しん

明け方の若者たちのしんのレビュー・感想・評価

明け方の若者たち(2021年製作の映画)
3.7
伏線回収ならぬ伏雰囲気回収が素晴らしい映画でした。前半はステレオタイプな映画だなぁと舐めていたのですが、それがいいフリになって後半の展開が驚きに繋がっており、素敵な映画だなと、見終わったあとには。そして振り替えると北村匠海と黒島結菜の演技もとてもよかったなと思います。最初は軽薄な演技だなと思ったのですが。

本作に登場する若者たちは、軽薄です。それをただ茶化すのではなく、消化しながら昇華する姿勢にも好感がもてました。若者が若者である意義はなにか、この映画の答えは、絶対解ではないですが、候補のひとつではあるでしょう。

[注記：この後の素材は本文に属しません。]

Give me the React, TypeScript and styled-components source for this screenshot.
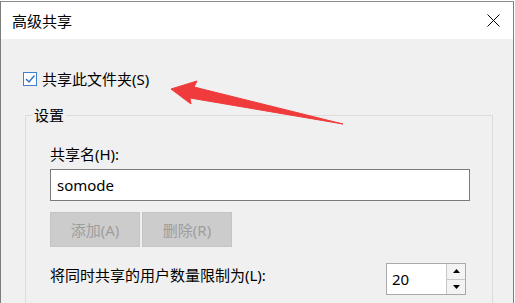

ただちょっと気になる点もありました。ラスト近くの北村匠海の解説的語りは要らなかったなと。あれがなくても、観客にはこの映画の意図は十分に伝わりました。
もうひとつはパクリというほどではないのですが、細かなところに既視感がありました。『寝ても覚めても』や『花束みたいな恋をした』など、近年の作品と細かな部分で似ているところがあり、少しだけ残念でした。例えば黒島結菜が北村匠海のことを好きになった要素とかですね。
とはいえ、名作であることにかわりはありません。新年一発目、素晴らしい映画でした。